╔══

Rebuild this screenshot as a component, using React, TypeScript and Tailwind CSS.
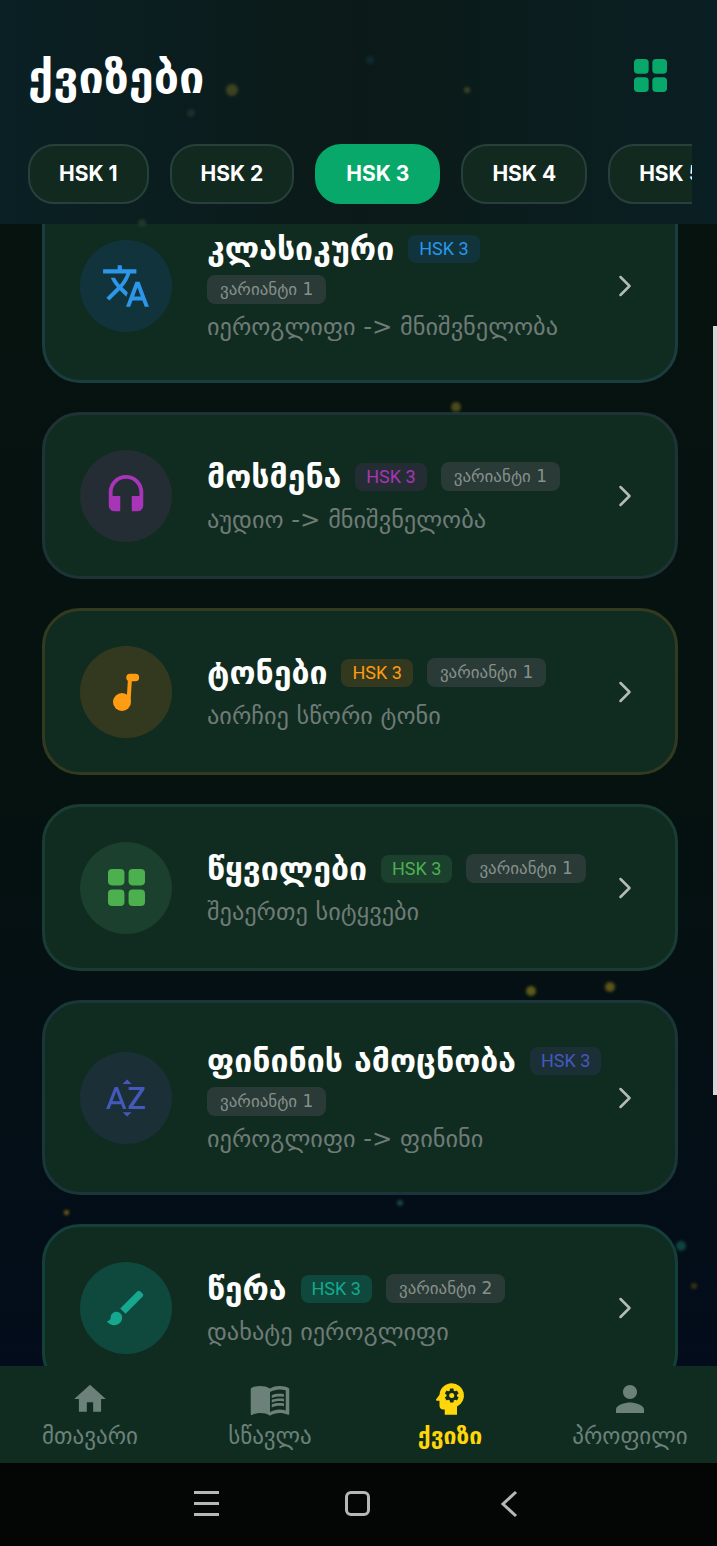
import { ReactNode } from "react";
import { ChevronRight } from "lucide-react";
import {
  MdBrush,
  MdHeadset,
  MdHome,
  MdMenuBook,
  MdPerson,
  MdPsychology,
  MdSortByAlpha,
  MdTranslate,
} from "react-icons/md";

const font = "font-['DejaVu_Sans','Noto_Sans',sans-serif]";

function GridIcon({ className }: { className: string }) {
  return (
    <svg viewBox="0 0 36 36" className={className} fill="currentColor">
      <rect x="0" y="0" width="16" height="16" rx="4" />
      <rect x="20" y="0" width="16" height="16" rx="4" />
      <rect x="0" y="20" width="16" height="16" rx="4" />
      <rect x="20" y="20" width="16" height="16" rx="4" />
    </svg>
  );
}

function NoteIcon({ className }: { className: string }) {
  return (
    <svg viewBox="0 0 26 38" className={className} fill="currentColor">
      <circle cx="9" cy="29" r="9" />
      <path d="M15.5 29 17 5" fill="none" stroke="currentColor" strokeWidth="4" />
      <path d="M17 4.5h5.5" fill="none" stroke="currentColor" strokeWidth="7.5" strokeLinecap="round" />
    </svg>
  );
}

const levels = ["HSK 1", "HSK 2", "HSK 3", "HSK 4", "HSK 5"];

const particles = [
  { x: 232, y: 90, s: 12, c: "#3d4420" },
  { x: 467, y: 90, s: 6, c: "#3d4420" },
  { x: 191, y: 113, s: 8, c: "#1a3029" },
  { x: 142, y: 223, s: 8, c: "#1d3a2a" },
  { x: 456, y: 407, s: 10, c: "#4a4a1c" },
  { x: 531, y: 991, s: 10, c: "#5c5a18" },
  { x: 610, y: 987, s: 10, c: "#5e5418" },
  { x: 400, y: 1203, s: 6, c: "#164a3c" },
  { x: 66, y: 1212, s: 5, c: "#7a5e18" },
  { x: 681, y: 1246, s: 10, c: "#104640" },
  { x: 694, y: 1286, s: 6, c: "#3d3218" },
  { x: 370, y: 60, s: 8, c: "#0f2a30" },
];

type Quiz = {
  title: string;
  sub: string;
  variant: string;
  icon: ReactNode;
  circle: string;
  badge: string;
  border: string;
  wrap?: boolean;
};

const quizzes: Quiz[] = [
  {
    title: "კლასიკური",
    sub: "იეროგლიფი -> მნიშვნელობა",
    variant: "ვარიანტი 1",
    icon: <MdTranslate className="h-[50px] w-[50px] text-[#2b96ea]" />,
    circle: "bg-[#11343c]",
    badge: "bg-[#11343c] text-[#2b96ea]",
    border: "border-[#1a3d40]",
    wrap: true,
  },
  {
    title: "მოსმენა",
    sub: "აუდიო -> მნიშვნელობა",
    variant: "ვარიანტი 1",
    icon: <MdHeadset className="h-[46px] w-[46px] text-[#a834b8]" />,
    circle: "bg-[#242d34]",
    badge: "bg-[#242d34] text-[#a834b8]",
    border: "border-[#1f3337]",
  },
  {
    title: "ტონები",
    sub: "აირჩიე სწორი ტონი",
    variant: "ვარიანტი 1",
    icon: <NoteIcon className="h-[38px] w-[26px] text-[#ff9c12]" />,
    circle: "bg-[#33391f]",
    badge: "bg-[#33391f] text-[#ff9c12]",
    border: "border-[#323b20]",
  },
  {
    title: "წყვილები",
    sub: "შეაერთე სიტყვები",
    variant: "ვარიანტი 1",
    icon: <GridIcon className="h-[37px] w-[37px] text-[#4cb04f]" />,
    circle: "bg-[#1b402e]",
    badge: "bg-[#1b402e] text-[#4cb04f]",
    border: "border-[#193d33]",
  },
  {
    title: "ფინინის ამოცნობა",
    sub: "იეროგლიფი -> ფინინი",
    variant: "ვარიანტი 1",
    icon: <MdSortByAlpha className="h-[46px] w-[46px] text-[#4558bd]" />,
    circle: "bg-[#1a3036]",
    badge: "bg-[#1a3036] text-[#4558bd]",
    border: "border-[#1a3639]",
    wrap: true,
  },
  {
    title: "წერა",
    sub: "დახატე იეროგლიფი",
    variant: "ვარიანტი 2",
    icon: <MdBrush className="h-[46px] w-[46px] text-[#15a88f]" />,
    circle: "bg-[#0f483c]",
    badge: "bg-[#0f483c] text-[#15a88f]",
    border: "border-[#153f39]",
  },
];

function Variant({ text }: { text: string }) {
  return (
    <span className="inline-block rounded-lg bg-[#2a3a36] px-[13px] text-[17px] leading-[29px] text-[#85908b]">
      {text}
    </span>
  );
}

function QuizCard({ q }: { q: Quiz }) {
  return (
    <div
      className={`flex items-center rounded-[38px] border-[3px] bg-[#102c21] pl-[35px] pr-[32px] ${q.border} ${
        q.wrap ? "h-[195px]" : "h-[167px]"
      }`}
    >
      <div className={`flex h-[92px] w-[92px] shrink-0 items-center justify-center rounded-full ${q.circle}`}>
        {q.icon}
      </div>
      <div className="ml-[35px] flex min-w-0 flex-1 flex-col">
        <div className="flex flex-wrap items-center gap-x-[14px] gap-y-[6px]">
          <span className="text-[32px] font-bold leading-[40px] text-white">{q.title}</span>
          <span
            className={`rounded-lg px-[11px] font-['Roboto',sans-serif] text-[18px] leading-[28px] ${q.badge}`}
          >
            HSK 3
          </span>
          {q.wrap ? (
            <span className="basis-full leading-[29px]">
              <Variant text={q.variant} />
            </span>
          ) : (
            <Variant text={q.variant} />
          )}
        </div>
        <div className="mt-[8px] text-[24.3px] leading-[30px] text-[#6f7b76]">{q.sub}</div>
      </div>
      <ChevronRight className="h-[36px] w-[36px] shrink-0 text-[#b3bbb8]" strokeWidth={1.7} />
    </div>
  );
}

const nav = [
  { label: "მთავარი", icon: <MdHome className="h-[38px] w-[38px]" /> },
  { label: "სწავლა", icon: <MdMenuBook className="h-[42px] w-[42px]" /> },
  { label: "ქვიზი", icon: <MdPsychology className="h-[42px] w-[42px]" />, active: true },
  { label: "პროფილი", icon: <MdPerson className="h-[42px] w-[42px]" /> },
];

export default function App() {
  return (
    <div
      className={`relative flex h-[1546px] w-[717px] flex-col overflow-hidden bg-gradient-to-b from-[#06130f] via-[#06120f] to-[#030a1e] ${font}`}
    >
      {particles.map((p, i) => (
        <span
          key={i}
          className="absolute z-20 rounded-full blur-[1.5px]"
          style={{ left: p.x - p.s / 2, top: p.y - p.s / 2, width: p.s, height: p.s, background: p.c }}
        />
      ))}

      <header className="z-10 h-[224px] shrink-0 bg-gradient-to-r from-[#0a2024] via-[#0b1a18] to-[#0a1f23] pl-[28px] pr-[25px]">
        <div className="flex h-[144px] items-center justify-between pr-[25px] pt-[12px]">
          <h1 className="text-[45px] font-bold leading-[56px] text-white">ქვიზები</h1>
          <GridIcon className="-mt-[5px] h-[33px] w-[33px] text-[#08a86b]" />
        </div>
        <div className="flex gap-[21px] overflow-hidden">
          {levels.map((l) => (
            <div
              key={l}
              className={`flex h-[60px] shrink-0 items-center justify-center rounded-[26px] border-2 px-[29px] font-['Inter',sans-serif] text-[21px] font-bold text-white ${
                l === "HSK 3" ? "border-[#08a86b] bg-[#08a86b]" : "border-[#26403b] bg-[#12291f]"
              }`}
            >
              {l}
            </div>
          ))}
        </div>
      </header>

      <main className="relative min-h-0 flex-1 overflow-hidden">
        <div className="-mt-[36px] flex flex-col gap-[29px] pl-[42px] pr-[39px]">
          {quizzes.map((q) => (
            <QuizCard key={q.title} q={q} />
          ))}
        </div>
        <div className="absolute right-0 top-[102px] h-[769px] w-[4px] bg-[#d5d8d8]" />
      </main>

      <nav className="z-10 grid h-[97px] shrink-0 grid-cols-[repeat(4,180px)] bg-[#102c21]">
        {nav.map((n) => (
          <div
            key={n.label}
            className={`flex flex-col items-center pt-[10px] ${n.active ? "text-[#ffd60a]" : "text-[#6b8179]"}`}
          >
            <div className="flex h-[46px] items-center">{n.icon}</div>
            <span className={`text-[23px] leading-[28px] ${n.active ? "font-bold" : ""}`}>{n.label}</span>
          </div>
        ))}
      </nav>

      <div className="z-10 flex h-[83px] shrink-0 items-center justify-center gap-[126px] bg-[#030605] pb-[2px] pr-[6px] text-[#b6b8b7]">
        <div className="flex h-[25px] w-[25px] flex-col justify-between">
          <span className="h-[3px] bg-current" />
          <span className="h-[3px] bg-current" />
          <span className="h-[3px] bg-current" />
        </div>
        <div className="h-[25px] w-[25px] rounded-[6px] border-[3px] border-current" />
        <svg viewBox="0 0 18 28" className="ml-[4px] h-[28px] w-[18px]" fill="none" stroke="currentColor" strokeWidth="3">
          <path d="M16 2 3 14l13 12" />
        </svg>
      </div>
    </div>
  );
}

╚══
╔══

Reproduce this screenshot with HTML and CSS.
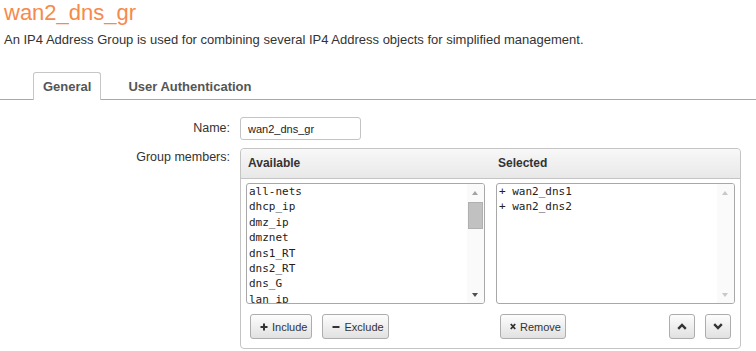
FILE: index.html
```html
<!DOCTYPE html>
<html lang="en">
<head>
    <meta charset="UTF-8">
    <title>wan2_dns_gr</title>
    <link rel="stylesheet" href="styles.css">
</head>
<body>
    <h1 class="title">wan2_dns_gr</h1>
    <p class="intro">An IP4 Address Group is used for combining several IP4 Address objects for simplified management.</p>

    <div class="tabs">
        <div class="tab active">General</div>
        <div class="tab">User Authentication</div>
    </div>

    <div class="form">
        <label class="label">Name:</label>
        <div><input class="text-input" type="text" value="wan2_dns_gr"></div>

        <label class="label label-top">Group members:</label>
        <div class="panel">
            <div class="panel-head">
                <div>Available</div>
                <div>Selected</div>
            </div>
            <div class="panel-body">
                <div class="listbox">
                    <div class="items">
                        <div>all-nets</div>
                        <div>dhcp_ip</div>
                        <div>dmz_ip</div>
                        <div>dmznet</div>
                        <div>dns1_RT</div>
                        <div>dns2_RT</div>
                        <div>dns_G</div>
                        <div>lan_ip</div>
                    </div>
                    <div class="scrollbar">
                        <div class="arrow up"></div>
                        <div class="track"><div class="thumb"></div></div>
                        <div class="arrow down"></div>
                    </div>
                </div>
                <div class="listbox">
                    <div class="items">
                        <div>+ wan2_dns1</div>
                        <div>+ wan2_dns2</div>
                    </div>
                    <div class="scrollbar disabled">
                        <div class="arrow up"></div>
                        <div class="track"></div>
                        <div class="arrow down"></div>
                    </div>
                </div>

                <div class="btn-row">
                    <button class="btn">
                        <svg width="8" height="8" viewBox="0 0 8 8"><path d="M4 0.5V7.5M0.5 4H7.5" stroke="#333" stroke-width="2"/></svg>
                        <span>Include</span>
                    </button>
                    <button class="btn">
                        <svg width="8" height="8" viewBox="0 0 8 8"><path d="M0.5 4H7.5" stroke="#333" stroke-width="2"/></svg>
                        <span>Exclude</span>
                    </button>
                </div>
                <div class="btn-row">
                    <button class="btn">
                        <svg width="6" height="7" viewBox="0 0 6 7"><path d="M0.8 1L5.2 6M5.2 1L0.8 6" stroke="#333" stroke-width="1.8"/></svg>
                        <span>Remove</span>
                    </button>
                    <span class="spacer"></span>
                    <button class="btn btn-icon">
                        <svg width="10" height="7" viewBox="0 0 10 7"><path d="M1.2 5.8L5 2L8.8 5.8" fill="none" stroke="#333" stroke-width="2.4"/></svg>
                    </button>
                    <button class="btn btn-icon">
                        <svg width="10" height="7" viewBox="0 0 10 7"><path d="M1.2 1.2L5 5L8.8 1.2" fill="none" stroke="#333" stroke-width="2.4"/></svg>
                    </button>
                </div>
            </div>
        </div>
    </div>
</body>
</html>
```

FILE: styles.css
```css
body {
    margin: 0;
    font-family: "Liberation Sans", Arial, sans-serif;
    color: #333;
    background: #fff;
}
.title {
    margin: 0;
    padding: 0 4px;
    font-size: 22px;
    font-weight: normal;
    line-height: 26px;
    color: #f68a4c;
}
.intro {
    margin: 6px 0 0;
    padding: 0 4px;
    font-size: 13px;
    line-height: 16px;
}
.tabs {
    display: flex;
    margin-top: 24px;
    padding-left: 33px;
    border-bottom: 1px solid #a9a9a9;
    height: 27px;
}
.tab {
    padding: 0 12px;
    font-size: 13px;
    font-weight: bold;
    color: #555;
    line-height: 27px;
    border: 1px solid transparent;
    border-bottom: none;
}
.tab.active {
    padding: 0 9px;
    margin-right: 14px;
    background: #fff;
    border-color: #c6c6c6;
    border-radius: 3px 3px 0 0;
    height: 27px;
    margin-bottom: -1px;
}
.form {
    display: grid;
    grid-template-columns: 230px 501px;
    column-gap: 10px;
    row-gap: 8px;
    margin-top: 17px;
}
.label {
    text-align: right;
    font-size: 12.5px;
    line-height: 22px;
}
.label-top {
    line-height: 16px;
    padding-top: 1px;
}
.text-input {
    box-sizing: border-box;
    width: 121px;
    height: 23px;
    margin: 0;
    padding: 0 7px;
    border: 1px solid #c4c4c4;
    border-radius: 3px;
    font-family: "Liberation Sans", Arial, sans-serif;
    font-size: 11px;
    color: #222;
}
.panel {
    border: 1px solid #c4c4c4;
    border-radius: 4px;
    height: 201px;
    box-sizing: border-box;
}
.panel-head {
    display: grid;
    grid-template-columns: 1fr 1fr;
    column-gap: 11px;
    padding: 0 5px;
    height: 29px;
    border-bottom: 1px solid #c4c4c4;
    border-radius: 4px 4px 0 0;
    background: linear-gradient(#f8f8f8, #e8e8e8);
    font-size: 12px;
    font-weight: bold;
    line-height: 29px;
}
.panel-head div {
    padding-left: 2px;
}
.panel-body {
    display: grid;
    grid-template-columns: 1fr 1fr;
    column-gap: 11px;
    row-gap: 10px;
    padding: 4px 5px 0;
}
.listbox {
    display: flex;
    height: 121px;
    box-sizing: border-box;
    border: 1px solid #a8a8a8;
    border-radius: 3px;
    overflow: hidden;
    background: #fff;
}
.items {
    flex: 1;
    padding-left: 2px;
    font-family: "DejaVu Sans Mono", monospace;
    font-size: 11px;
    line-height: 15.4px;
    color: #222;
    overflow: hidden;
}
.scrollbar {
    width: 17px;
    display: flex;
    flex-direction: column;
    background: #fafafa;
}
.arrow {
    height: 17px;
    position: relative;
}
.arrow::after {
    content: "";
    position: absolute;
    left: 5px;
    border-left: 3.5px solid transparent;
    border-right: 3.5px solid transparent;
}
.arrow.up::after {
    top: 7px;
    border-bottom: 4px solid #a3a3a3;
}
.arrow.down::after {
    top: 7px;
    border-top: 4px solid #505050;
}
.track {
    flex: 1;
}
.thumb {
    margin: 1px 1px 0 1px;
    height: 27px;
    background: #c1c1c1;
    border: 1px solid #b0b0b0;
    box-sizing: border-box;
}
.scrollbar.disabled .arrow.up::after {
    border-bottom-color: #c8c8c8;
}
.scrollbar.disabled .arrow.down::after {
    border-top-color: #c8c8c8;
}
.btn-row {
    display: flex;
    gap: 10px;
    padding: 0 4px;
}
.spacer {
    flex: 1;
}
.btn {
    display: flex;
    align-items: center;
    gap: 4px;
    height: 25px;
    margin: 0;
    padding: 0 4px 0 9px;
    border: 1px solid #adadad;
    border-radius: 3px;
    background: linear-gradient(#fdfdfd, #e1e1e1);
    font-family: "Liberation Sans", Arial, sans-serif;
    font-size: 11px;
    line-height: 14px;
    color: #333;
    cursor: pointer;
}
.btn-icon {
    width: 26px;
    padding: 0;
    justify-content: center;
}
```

╚══

## Problem
Go through the records and copy each line with "screenshot" in it.

## Reply
Rebuild this screenshot as a component, using React, TypeScript and Tailwind CSS.
Reproduce this screenshot with HTML and CSS.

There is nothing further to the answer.